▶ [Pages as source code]
☆ ☆ ☆ ☆

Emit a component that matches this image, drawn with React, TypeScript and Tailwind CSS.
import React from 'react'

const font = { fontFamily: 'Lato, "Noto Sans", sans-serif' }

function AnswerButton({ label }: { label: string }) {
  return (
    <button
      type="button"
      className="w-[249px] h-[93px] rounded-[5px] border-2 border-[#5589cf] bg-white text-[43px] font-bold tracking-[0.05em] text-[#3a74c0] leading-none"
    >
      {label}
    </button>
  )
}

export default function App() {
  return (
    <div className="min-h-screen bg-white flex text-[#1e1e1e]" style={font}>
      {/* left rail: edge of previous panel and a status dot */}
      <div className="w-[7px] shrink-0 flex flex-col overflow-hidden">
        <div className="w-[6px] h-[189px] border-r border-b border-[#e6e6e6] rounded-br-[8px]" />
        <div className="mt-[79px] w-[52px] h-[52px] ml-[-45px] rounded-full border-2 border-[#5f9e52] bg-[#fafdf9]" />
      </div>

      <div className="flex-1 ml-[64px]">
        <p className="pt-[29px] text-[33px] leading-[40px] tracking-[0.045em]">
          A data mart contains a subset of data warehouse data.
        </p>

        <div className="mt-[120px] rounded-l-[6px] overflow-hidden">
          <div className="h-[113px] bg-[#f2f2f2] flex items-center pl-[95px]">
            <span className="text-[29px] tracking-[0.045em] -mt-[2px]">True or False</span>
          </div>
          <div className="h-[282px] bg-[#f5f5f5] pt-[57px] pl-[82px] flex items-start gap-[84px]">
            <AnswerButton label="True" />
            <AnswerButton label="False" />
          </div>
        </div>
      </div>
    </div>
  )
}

☆ ☆ ☆ ☆

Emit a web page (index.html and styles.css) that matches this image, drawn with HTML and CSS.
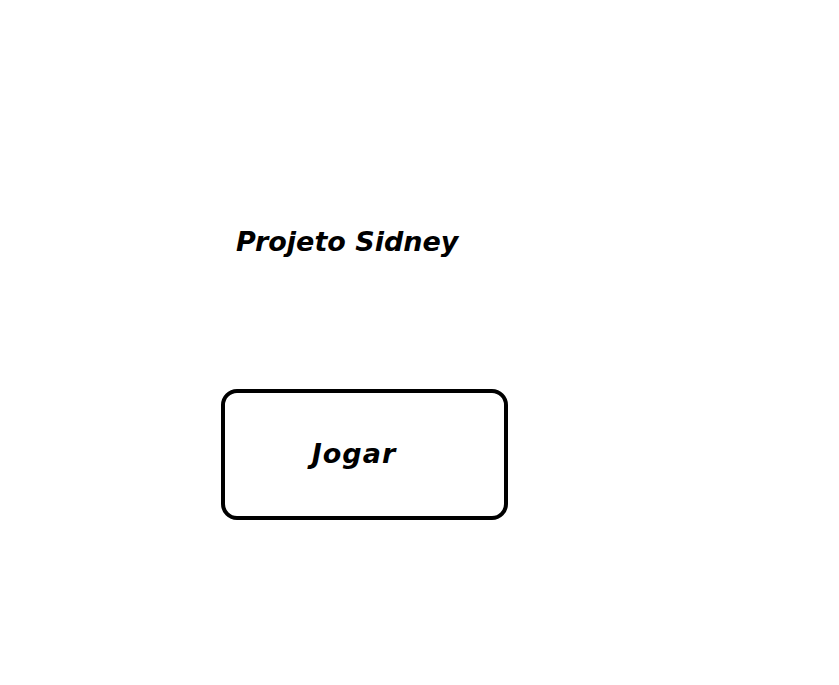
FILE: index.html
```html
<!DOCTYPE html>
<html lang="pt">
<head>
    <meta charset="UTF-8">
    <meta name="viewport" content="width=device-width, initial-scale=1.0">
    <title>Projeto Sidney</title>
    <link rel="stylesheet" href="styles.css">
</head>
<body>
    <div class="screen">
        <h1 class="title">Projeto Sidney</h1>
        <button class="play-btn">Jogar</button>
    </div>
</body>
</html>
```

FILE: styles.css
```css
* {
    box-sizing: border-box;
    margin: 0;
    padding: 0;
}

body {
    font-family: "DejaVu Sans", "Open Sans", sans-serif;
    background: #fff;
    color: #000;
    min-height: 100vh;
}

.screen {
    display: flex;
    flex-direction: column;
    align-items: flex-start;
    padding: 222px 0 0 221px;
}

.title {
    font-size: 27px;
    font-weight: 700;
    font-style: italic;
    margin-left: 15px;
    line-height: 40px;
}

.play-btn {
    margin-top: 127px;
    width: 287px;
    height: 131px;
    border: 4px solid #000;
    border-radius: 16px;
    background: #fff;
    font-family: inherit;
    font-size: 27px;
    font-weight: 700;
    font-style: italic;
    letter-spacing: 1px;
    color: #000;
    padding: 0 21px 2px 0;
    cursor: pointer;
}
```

☆ ☆ ☆ ☆

▶ [WRITTEN INSTRUCTION] In the entries above, count each line holding "this" and report the total and nothing more.

▶ [EXPECTED ANSWER] 2